*STATED GOAL*.
Go through the data and copy every line exactly, but not the images.

*INFORMATION SHOWN*.
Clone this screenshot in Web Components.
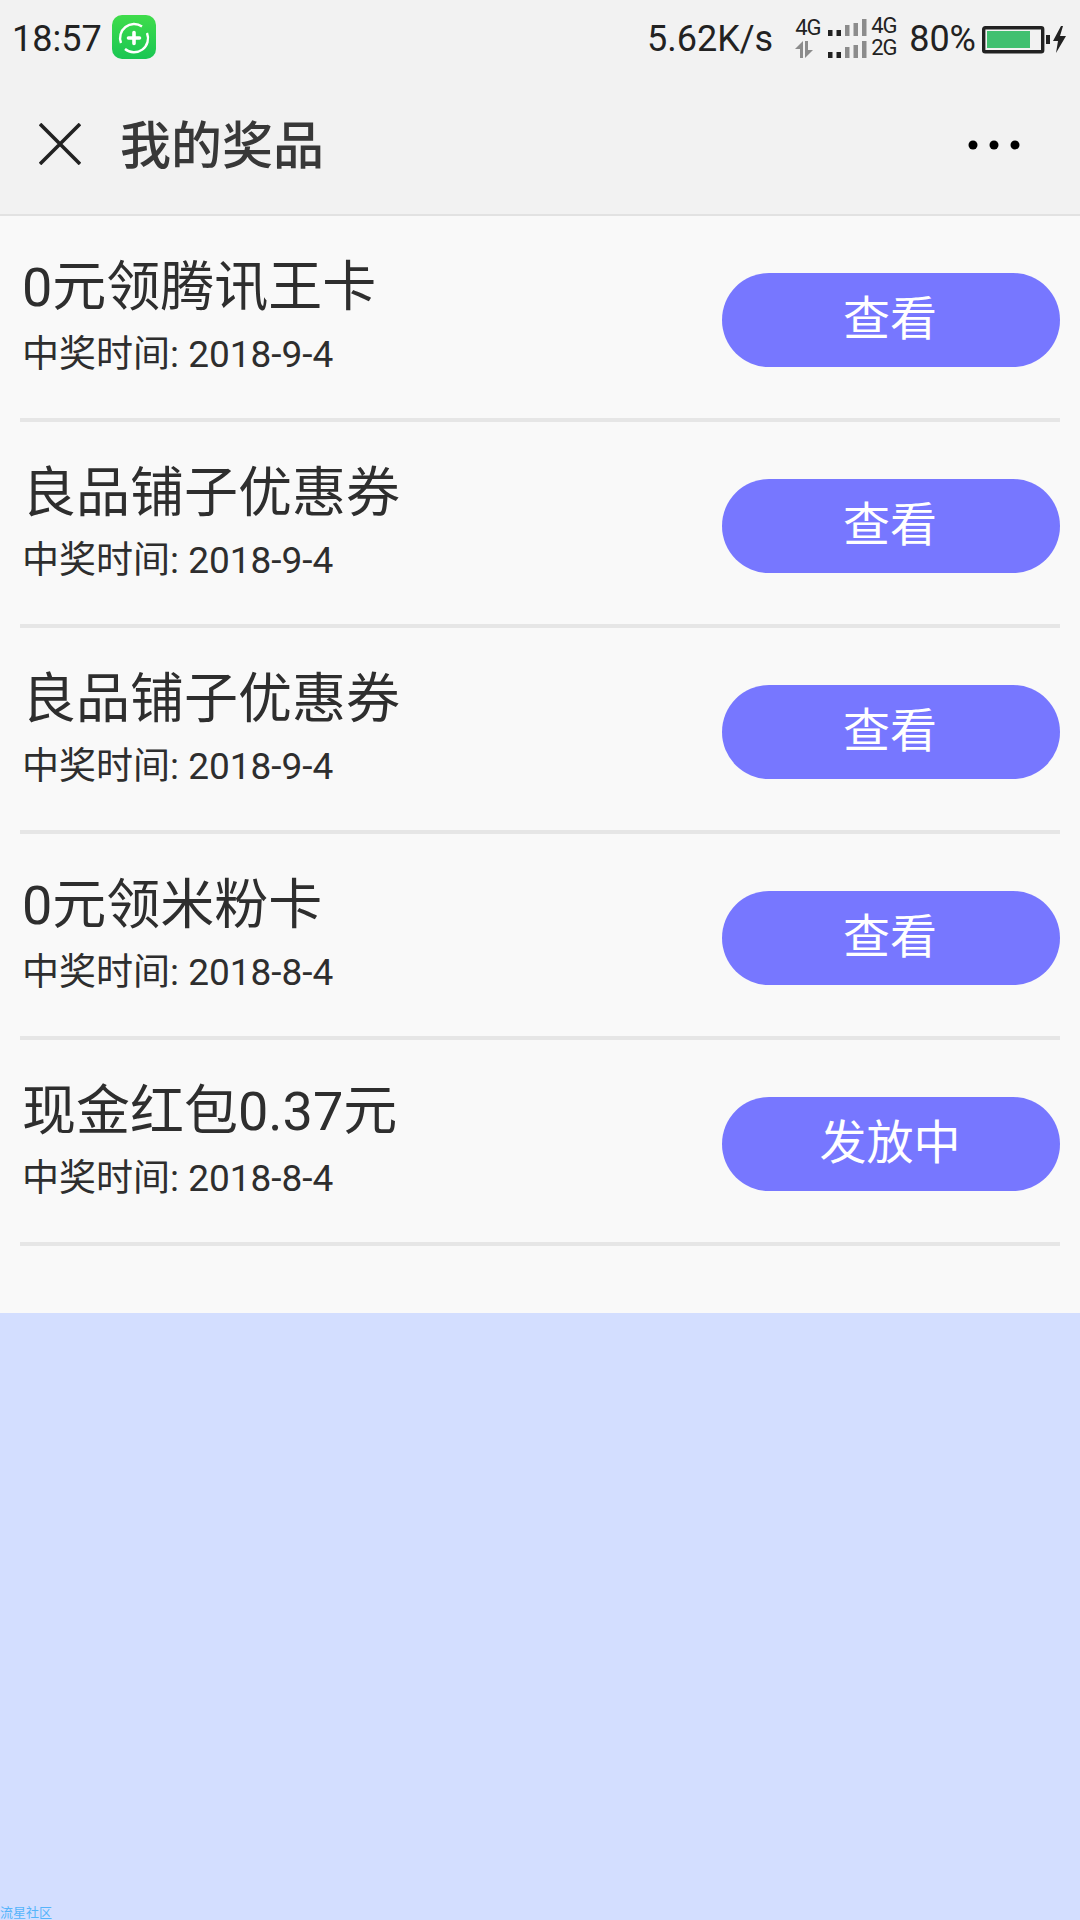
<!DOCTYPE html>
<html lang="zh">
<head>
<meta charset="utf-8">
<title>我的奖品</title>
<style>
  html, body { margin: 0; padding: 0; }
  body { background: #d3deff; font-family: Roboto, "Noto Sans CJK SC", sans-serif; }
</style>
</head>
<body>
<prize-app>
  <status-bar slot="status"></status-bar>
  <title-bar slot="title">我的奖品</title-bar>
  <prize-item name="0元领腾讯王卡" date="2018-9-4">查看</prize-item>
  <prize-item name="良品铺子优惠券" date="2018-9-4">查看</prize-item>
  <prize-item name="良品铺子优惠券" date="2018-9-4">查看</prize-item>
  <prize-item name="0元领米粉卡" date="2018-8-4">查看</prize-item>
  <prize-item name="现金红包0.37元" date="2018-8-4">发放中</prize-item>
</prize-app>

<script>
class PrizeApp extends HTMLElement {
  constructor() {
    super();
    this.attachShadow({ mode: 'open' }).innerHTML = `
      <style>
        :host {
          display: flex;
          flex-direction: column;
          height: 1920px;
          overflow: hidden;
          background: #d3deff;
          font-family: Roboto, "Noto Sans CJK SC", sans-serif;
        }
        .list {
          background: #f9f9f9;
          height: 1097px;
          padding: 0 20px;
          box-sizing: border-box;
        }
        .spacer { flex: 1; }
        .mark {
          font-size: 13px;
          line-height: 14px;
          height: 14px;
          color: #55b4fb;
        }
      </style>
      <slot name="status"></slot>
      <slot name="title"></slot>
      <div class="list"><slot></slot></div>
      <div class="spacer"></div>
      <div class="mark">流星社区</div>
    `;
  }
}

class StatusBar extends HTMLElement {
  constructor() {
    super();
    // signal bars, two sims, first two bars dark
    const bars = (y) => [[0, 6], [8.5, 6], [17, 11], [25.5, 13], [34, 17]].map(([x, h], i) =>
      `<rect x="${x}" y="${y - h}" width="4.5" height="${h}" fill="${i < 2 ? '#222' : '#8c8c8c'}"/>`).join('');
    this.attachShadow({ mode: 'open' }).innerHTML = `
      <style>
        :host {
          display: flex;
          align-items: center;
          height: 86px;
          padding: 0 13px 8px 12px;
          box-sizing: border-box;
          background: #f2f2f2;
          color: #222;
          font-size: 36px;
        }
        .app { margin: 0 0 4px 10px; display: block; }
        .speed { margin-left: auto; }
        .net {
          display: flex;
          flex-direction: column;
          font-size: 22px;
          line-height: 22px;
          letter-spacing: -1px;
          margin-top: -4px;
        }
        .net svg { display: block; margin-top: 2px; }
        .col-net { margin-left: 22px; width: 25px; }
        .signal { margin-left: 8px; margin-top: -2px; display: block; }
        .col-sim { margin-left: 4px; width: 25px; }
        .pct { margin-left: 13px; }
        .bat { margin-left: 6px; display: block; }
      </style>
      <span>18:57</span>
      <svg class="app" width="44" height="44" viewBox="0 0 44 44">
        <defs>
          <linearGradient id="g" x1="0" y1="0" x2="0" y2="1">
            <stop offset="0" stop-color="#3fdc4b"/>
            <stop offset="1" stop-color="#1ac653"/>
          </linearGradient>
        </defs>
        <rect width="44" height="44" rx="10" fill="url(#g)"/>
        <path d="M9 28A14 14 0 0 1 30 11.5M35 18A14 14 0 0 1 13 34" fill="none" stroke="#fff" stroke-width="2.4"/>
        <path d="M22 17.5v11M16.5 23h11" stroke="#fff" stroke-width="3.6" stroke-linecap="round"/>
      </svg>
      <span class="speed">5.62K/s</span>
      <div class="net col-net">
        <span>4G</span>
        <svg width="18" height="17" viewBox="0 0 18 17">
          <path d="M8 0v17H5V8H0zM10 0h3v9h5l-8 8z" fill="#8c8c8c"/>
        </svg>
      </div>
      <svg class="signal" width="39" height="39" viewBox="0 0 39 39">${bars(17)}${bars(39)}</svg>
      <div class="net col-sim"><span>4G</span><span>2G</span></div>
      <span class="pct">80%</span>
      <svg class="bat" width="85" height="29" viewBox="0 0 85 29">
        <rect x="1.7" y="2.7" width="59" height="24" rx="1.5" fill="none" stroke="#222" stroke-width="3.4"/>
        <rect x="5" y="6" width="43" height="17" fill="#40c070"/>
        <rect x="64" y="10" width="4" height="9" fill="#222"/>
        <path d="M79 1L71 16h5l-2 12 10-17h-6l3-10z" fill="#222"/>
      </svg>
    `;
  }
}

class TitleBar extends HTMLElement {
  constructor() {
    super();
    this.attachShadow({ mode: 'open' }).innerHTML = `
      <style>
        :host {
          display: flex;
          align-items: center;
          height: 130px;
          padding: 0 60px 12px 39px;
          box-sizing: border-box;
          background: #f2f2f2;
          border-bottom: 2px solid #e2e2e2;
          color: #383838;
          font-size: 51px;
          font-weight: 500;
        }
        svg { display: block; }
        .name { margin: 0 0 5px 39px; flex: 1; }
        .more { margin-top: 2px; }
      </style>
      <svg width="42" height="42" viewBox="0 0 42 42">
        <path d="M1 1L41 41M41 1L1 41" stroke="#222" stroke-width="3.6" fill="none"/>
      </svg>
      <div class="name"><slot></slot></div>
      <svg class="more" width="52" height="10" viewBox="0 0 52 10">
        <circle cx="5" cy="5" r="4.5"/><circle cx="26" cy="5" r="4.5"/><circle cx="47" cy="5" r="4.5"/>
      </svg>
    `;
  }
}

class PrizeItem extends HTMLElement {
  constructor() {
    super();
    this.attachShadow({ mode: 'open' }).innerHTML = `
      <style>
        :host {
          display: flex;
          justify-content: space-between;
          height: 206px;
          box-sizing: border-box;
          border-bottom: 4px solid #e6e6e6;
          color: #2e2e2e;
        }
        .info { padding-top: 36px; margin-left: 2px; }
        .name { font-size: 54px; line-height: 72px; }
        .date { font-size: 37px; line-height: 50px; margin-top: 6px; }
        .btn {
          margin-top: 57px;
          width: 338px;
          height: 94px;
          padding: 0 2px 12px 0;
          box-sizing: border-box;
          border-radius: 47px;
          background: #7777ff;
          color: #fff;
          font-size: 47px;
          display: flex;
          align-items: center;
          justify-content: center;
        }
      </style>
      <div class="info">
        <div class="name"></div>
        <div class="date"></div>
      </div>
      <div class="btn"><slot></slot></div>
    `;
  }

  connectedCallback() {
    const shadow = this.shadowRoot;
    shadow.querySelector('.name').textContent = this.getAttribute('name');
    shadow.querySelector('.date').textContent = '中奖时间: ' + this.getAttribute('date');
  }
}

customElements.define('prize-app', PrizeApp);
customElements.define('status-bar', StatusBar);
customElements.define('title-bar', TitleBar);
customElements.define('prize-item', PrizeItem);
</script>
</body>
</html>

*FINAL RESULT*.
Clone this screenshot in Web Components.
<!DOCTYPE html>
<html lang="zh">
<head>
<meta charset="utf-8">
<title>我的奖品</title>
<style>
  html, body { margin: 0; padding: 0; }
  body { background: #d3deff; font-family: Roboto, "Noto Sans CJK SC", sans-serif; }
</style>
</head>
<body>
<prize-app>
  <status-bar slot="status"></status-bar>
  <title-bar slot="title">我的奖品</title-bar>
  <prize-item name="0元领腾讯王卡" date="2018-9-4">查看</prize-item>
  <prize-item name="良品铺子优惠券" date="2018-9-4">查看</prize-item>
  <prize-item name="良品铺子优惠券" date="2018-9-4">查看</prize-item>
  <prize-item name="0元领米粉卡" date="2018-8-4">查看</prize-item>
  <prize-item name="现金红包0.37元" date="2018-8-4">发放中</prize-item>
</prize-app>

<script>
class PrizeApp extends HTMLElement {
  constructor() {
    super();
    this.attachShadow({ mode: 'open' }).innerHTML = `
      <style>
        :host {
          display: flex;
          flex-direction: column;
          height: 1920px;
          overflow: hidden;
          background: #d3deff;
          font-family: Roboto, "Noto Sans CJK SC", sans-serif;
        }
        .list {
          background: #f9f9f9;
          height: 1097px;
          padding: 0 20px;
          box-sizing: border-box;
        }
        .spacer { flex: 1; }
        .mark {
          font-size: 13px;
          line-height: 14px;
          height: 14px;
          color: #55b4fb;
        }
      </style>
      <slot name="status"></slot>
      <slot name="title"></slot>
      <div class="list"><slot></slot></div>
      <div class="spacer"></div>
      <div class="mark">流星社区</div>
    `;
  }
}

class StatusBar extends HTMLElement {
  constructor() {
    super();
    // signal bars, two sims, first two bars dark
    const bars = (y) => [[0, 6], [8.5, 6], [17, 11], [25.5, 13], [34, 17]].map(([x, h], i) =>
      `<rect x="${x}" y="${y - h}" width="4.5" height="${h}" fill="${i < 2 ? '#222' : '#8c8c8c'}"/>`).join('');
    this.attachShadow({ mode: 'open' }).innerHTML = `
      <style>
        :host {
          display: flex;
          align-items: center;
          height: 86px;
          padding: 0 13px 8px 12px;
          box-sizing: border-box;
          background: #f2f2f2;
          color: #222;
          font-size: 36px;
        }
        .app { margin: 0 0 4px 10px; display: block; }
        .speed { margin-left: auto; }
        .net {
          display: flex;
          flex-direction: column;
          font-size: 22px;
          line-height: 22px;
          letter-spacing: -1px;
          margin-top: -4px;
        }
        .net svg { display: block; margin-top: 2px; }
        .col-net { margin-left: 22px; width: 25px; }
        .signal { margin-left: 8px; margin-top: -2px; display: block; }
        .col-sim { margin-left: 4px; width: 25px; }
        .pct { margin-left: 13px; }
        .bat { margin-left: 6px; display: block; }
      </style>
      <span>18:57</span>
      <svg class="app" width="44" height="44" viewBox="0 0 44 44">
        <defs>
          <linearGradient id="g" x1="0" y1="0" x2="0" y2="1">
            <stop offset="0" stop-color="#3fdc4b"/>
            <stop offset="1" stop-color="#1ac653"/>
          </linearGradient>
        </defs>
        <rect width="44" height="44" rx="10" fill="url(#g)"/>
        <path d="M9 28A14 14 0 0 1 30 11.5M35 18A14 14 0 0 1 13 34" fill="none" stroke="#fff" stroke-width="2.4"/>
        <path d="M22 17.5v11M16.5 23h11" stroke="#fff" stroke-width="3.6" stroke-linecap="round"/>
      </svg>
      <span class="speed">5.62K/s</span>
      <div class="net col-net">
        <span>4G</span>
        <svg width="18" height="17" viewBox="0 0 18 17">
          <path d="M8 0v17H5V8H0zM10 0h3v9h5l-8 8z" fill="#8c8c8c"/>
        </svg>
      </div>
      <svg class="signal" width="39" height="39" viewBox="0 0 39 39">${bars(17)}${bars(39)}</svg>
      <div class="net col-sim"><span>4G</span><span>2G</span></div>
      <span class="pct">80%</span>
      <svg class="bat" width="85" height="29" viewBox="0 0 85 29">
        <rect x="1.7" y="2.7" width="59" height="24" rx="1.5" fill="none" stroke="#222" stroke-width="3.4"/>
        <rect x="5" y="6" width="43" height="17" fill="#40c070"/>
        <rect x="64" y="10" width="4" height="9" fill="#222"/>
        <path d="M79 1L71 16h5l-2 12 10-17h-6l3-10z" fill="#222"/>
      </svg>
    `;
  }
}

class TitleBar extends HTMLElement {
  constructor() {
    super();
    this.attachShadow({ mode: 'open' }).innerHTML = `
      <style>
        :host {
          display: flex;
          align-items: center;
          height: 130px;
          padding: 0 60px 12px 39px;
          box-sizing: border-box;
          background: #f2f2f2;
          border-bottom: 2px solid #e2e2e2;
          color: #383838;
          font-size: 51px;
          font-weight: 500;
        }
        svg { display: block; }
        .name { margin: 0 0 5px 39px; flex: 1; }
        .more { margin-top: 2px; }
      </style>
      <svg width="42" height="42" viewBox="0 0 42 42">
        <path d="M1 1L41 41M41 1L1 41" stroke="#222" stroke-width="3.6" fill="none"/>
      </svg>
      <div class="name"><slot></slot></div>
      <svg class="more" width="52" height="10" viewBox="0 0 52 10">
        <circle cx="5" cy="5" r="4.5"/><circle cx="26" cy="5" r="4.5"/><circle cx="47" cy="5" r="4.5"/>
      </svg>
    `;
  }
}

class PrizeItem extends HTMLElement {
  constructor() {
    super();
    this.attachShadow({ mode: 'open' }).innerHTML = `
      <style>
        :host {
          display: flex;
          justify-content: space-between;
          height: 206px;
          box-sizing: border-box;
          border-bottom: 4px solid #e6e6e6;
          color: #2e2e2e;
        }
        .info { padding-top: 36px; margin-left: 2px; }
        .name { font-size: 54px; line-height: 72px; }
        .date { font-size: 37px; line-height: 50px; margin-top: 6px; }
        .btn {
          margin-top: 57px;
          width: 338px;
          height: 94px;
          padding: 0 2px 12px 0;
          box-sizing: border-box;
          border-radius: 47px;
          background: #7777ff;
          color: #fff;
          font-size: 47px;
          display: flex;
          align-items: center;
          justify-content: center;
        }
      </style>
      <div class="info">
        <div class="name"></div>
        <div class="date"></div>
      </div>
      <div class="btn"><slot></slot></div>
    `;
  }

  connectedCallback() {
    const shadow = this.shadowRoot;
    shadow.querySelector('.name').textContent = this.getAttribute('name');
    shadow.querySelector('.date').textContent = '中奖时间: ' + this.getAttribute('date');
  }
}

customElements.define('prize-app', PrizeApp);
customElements.define('status-bar', StatusBar);
customElements.define('title-bar', TitleBar);
customElements.define('prize-item', PrizeItem);
</script>
</body>
</html>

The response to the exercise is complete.